The coup d'etat was announced in a radio broadcast, with senior army generals saying they were deposing embattled President Pierre Nkurunziza, who was travelling to Tanzania to meet leaders of the East Africa Community - made up of Kenya, Rwanda, Tanzania, Uganda and Burundi - to discuss the recent violence that has rocked his country.
"Active Forces of the Nation have decided to take charge of the country," Godefroid Niyombareh, who was fired by Nkurunziza as intelligence chief in February, said in a radio address. "President Pierre Nkurunziza is removed from office."
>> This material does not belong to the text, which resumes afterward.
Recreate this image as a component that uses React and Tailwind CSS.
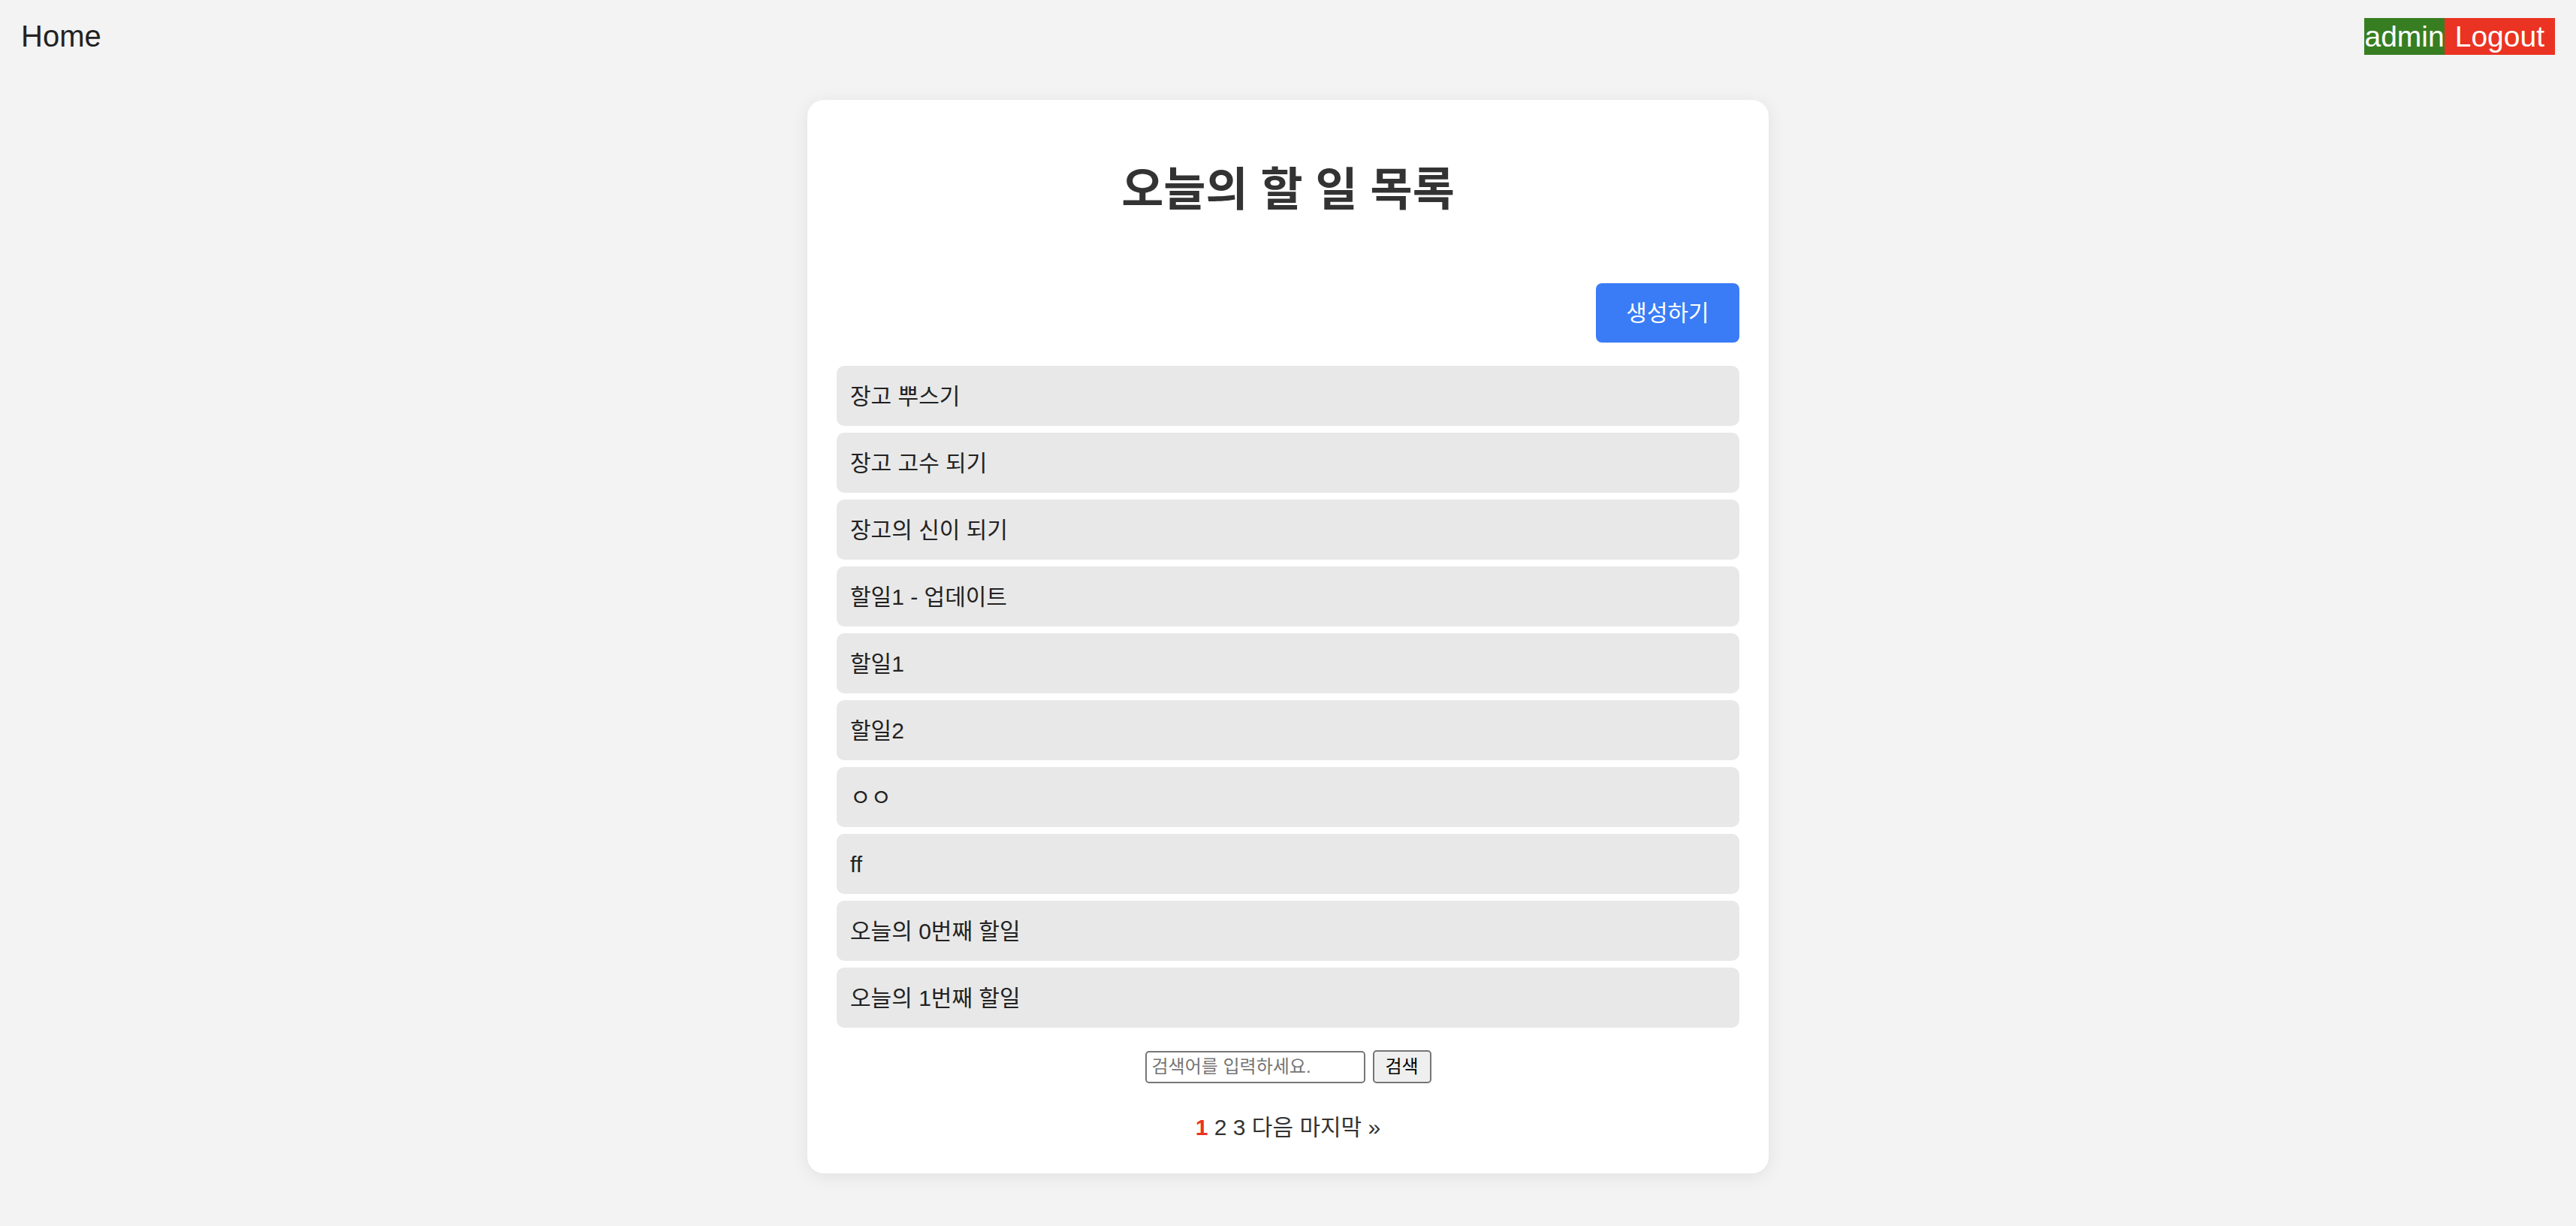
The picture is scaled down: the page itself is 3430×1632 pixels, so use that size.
import React, { useState } from "react";

const todos = [
  "장고 뿌스기",
  "장고 고수 되기",
  "장고의 신이 되기",
  "할일1 - 업데이트",
  "할일1",
  "할일2",
  "ㅇㅇ",
  "ff",
  "오늘의 0번째 할일",
  "오늘의 1번째 할일",
];

const App = () => {
  const [keyword, setKeyword] = useState("");

  return (
    <div className="min-h-screen bg-[#f3f3f3] font-['Liberation_Sans','Noto_Sans_CJK_KR',sans-serif] text-[#222]">
      <header className="flex justify-between items-start px-[28px] pt-[24px]">
        <a href="#" className="text-[40px] leading-[49px] text-[#222]">Home</a>
        <div className="flex text-[39px] leading-[49px] text-white">
          <span className="bg-[#377e22]">admin</span>
          <a href="#" className="bg-[#ea3323] px-[14px]">Logout</a>
        </div>
      </header>

      <div className="w-[1280px] mx-auto mt-[60px] bg-white rounded-[22px] shadow-[0_4px_24px_rgba(0,0,0,0.08)] px-[39px] pt-[80px] pb-[41px]">
        <h1 className="text-center text-[61px] leading-[80px] font-bold text-[#333]">
          오늘의 할 일 목록
        </h1>

        <div className="flex justify-end mt-[84px]">
          <button className="w-[191px] h-[79px] rounded-[8px] bg-[#3a7cf6] text-white text-[30px]">
            생성하기
          </button>
        </div>

        <ul className="mt-[31px] flex flex-col gap-[9px]">
          {todos.map((todo, i) => (
            <li
              key={i}
              className="h-[80px] flex items-center bg-[#e8e8e8] rounded-[10px] pl-[18px] text-[30px] text-[#222]"
            >
              {todo}
            </li>
          ))}
        </ul>

        <form
          onSubmit={(e) => e.preventDefault()}
          className="mt-[30px] flex justify-center items-center gap-[10px]"
        >
          <input
            type="text"
            value={keyword}
            onChange={(e) => setKeyword(e.target.value)}
            placeholder="검색어를 입력하세요."
            className="w-[293px] h-[43px] border-2 border-[#767676] rounded-[5px] px-[7px] text-[24px] text-black placeholder:text-[#757575] bg-white"
          />
          <button
            type="submit"
            className="w-[78px] h-[44px] border-2 border-[#767676] rounded-[5px] bg-[#efefef] text-[24px] text-black"
          >
            검색
          </button>
        </form>

        <div className="mt-[39px] text-center text-[30px] leading-[40px] text-[#333]">
          <span className="text-[#ea3323] font-bold">1</span>{" "}
          <a href="#">2</a> <a href="#">3</a> <a href="#">다음</a>{" "}
          <a href="#">마지막 »</a>
        </div>
      </div>
    </div>
  );
};

export default App;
However, the presidential office dismissed the claims. A tweet from the Burundi presidency said the attempted coup "failed".
"The situation is under control, there is no coup in Burundi," the message read.
A South African foreign ministry spokesman told Reuters "it's way too early to say" whether a coup had taken place in Burundi but added the situation was being closely monitored.
Nevertheless, Niyombareh announced a national salvation committee had been set up to run the country and said he is working with civil society and other groups on forming a transitional government. "All people are asked to respect the lives and property of others," he added.
Burundi opposition 'did not organise coup'
Burundi's opposition leaders denied being behind the coup attempt. Former rebel militia leader and presidential hopeful Agathon Rwasa told IBTimes UK he did not know about the coup.
"I am discovering it now on the radio, just like you," he said from the capital Bujumbura. "Now, we will have to see what happens next."
Pacifique Nininahazwe, a civil society activist and protest leader, also told IBTimes UK from Bujumbura that a coup has been likely as soon as the government started using force against protesters.
"The coup d'etat was expected, as it happened in Tunisia, Burkina Faso, when heads of state used security forces to quell the protests," Nininahazwe said. "In the end, an element of the army neutralises the head of state."
Nininahazwe, the head of the Forum for Conscience and Development advocacy group, warned Nkurunziza's militia could "commit atrocities at any given moment". "I hope that the army forces behind the coup are more important (larger) than that of the militia."
"The President is in Tanzania but I think he has planned a resistance against the coup. He has many of his men there, many of the Generals of the army are loyal to him and he has the Imbonerakure (militia forces) on his side. We expect a lot of violence in the coming hours. The Imbonerakure who were formed in DRC have not been neutralised, they are swarming around towns. I think we will face very serious violence."
But in the short term, Bujumbura appeared to be ecstatic, as army officers fraternised and shook hands.
"The city is cheering. There are huge crowds of people in the city centre. I have never seen such big crowds. They feel liberated," Nininahazwe said.
Women, who have been at the forefront of Wednesday's uprising, were chanting "Vite l'arret" (Quickly, an arrest), referring to a potential International Criminal Court arrest warrant against the President.
Pierre-Claver Mbonimpa, the leader of Burundi's civil society and opposition figure, who had warned IBTimes UK about the impending coup on 6 May, confirmed the police had deserted the capital's streets.
Nininahazwe confirmed he has not been in touch with the General to set up a transitional government. "These questions have not yet been evoked. We are waiting for the military's next steps to be taken."
UPDATE: The East African Community meeting has been cancelled, and Nkurunziza is on his way home from Tanzania, according to his spokesperson.
A source close to General Godefroid Niyombareh told IBTimes UK that Burundi's state radio station has been taken off air by the army.